GÖRING: No, neither about the amount nor about the cigarette factory, nor anything else.

MR. JUSTICE JACKSON: Let me refresh your recollection about that. Did you not tell them and did you not tell Colonel Amen in interrogations that this money was given to you by this cigarette factory and that their back taxes were canceled?

GÖRING: No, I even denied that their back taxes were ever canceled. I remember now that the question was put to me in a different connection. A sum of money was set aside for the so-called Adolf Hitler Fund, and this amount the Führer put at my disposal for general cultural tasks.

MR. JUSTICE JACKSON: By the cigarette factory?

GÖRING: Not by the cigarette factory; a number of business men subscribed to the Adolf Hitler Fund, and Mr. Reemtsma gave me this sum from the fund in the course of the years, after agreement with the Führer. A part of it was allotted to the State theaters, another part for building up art collections, and other cultural expenditure.
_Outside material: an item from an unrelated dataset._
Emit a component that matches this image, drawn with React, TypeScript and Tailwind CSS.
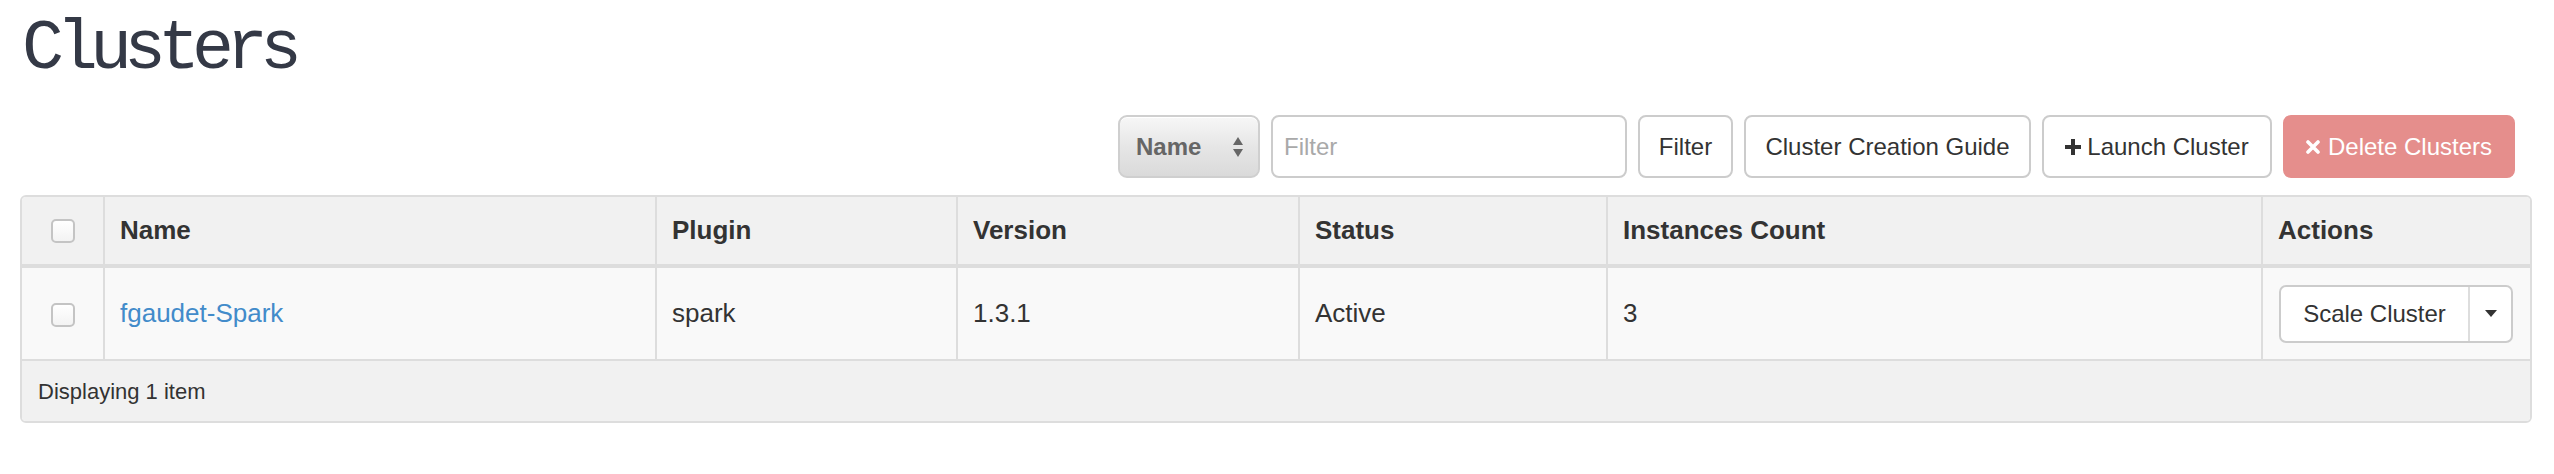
import React from 'react'

const cols = 'grid grid-cols-[81px_552px_301px_342px_308px_655px_1fr]'

function Checkbox() {
  return (
    <span className="block h-[24px] w-[24px] rounded-[5px] border-2 border-[#c4c4c4] bg-gradient-to-b from-white to-[#f3f3f3]" />
  )
}

function PlusIcon() {
  return (
    <svg width="16" height="16" viewBox="0 0 16 16" className="mr-[6px]">
      <path d="M6 0h4v6h6v4h-6v6H6v-6H0V6h6z" fill="#333" />
    </svg>
  )
}

function RemoveIcon() {
  return (
    <svg width="14" height="14" viewBox="0 0 14 14" className="mr-[8px]">
      <path d="M2 2l10 10M12 2L2 12" stroke="#fff" strokeWidth="3.6" strokeLinecap="round" />
    </svg>
  )
}

export default function App() {
  const font = { fontFamily: '"Liberation Sans", Arial, sans-serif' }

  return (
    <div className="min-h-[474px] bg-white pl-[20px] pr-[22px] text-[#333]" style={font}>
      <h1 className="mt-[15px] ml-[2px] text-[70px] font-normal leading-none tracking-[-8px] text-[#343946] [font-family:'Liberation_Mono',monospace]">
        Clusters
      </h1>

      {/* toolbar */}
      <div className="mt-[30px] flex items-center justify-end gap-[11px] pr-[17px]">
        <div className="flex h-[63px] w-[142px] items-center justify-between rounded-[9px] border-2 border-[#cfcfcf] bg-gradient-to-b from-[#f7f7f7] via-[#e6e6e6] to-[#dadada] pl-[16px] pr-[14px] shadow-[inset_0_1px_0_#fff]">
          <span className="text-[24px] font-bold text-[#666]">Name</span>
          <svg width="12" height="22" viewBox="0 0 12 22">
            <path d="M6 1l5 8H1z" fill="#666" />
            <path d="M6 21l5-8H1z" fill="#666" />
          </svg>
        </div>
        <div className="flex h-[63px] w-[356px] items-center rounded-[8px] border-2 border-[#cccccc] bg-white pl-[11px]">
          <span className="text-[24px] text-[#a9a9a9]">Filter</span>
        </div>
        <button className="h-[63px] w-[95px] rounded-[8px] border-2 border-[#cccccc] bg-white text-[24px] text-[#333]">
          Filter
        </button>
        <button className="h-[63px] w-[287px] rounded-[8px] border-2 border-[#cccccc] bg-white text-[24px] text-[#333]">
          Cluster Creation Guide
        </button>
        <button className="flex h-[63px] w-[230px] items-center justify-center rounded-[8px] border-2 border-[#cccccc] bg-white text-[24px] text-[#333]">
          <PlusIcon />
          Launch Cluster
        </button>
        <button className="flex h-[63px] w-[232px] items-center justify-center rounded-[8px] border-2 border-[#e58e8c] bg-[#e58e8c] text-[24px] text-white">
          <RemoveIcon />
          Delete Clusters
        </button>
      </div>

      {/* table */}
      <div className="mt-[17px] overflow-hidden rounded-[6px] border-2 border-[#dddddd]">
        <div className={`${cols} h-[71px] border-b-4 border-[#dddddd] bg-[#f1f1f1] text-[26px] font-bold`}>
          <div className="flex items-center justify-center">
            <Checkbox />
          </div>
          <div className="flex items-center border-l-2 border-[#dddddd] pl-[15px]">Name</div>
          <div className="flex items-center border-l-2 border-[#dddddd] pl-[15px]">Plugin</div>
          <div className="flex items-center border-l-2 border-[#dddddd] pl-[15px]">Version</div>
          <div className="flex items-center border-l-2 border-[#dddddd] pl-[15px]">Status</div>
          <div className="flex items-center border-l-2 border-[#dddddd] pl-[15px]">Instances Count</div>
          <div className="flex items-center border-l-2 border-[#dddddd] pl-[15px]">Actions</div>
        </div>

        <div className={`${cols} h-[93px] border-b-2 border-[#dddddd] bg-[#f9f9f9] text-[26px]`}>
          <div className="flex items-center justify-center pt-[2px]">
            <Checkbox />
          </div>
          <div className="flex items-center border-l-2 border-[#dddddd] pl-[15px] text-[#428bca]">fgaudet-Spark</div>
          <div className="flex items-center border-l-2 border-[#dddddd] pl-[15px]">spark</div>
          <div className="flex items-center border-l-2 border-[#dddddd] pl-[15px]">1.3.1</div>
          <div className="flex items-center border-l-2 border-[#dddddd] pl-[15px]">Active</div>
          <div className="flex items-center border-l-2 border-[#dddddd] pl-[15px]">3</div>
          <div className="flex items-center border-l-2 border-[#dddddd] pl-[16px]">
            <div className="flex h-[58px] w-[234px] rounded-[7px] border-2 border-[#cccccc] bg-white text-[24px]">
              <span className="flex flex-1 items-center justify-center">Scale Cluster</span>
              <span className="flex w-[43px] items-center justify-center border-l-2 border-[#dddddd]">
                <svg width="12" height="8" viewBox="0 0 12 8">
                  <path d="M0 0h12L6 7z" fill="#333" />
                </svg>
              </span>
            </div>
          </div>
        </div>

        <div className="flex h-[60px] items-center bg-[#f1f1f1] pl-[16px] text-[22px]">Displaying 1 item</div>
      </div>
    </div>
  )
}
MR. JUSTICE JACKSON: Now, you were interrogated on the 22d day of December 1945 by the External Assets Branch of the United States Investigation of Cartels and External Assets, were you not?

GÖRING: May I first say explicitly that I had been asked whether I would be ready to make any statements about it, and was told that these statements would in no way be connected with this Trial. Therefore the presence of my defense counsel would not be necessary. This was expressly told me, and was repeated to me by the prison authorities, and before the interrogation it was again confirmed to me that these statements should in no way be brought in in connection with this Trial. However, that is all the same to me. You may produce them as far as I am concerned. But because of the method employed, I desire to have this made known here.

DR. STAHMER: I protest against the use of the statements for the reason that has just been given by the witness. I myself sometime ago—I think it was around Christmas—was asked by, I believe, members of the United States Treasury whether they could interrogate the Defendant Göring on questions of property, adding expressly that I did not have to be present at the interrogation because this had nothing to do with the Trial, and would not be used for it.

MR. JUSTICE JACKSON: I am not able either to affirm or deny, and therefore I will not pursue this subject further at this time. I do not believe that any stipulation was made that these facts should not be gone into. I was not informed of it, and if there has been, of course, it would be absurd.

[Turning to the witness.] Now, you were asked about receiving some art objects from Monte Cassino.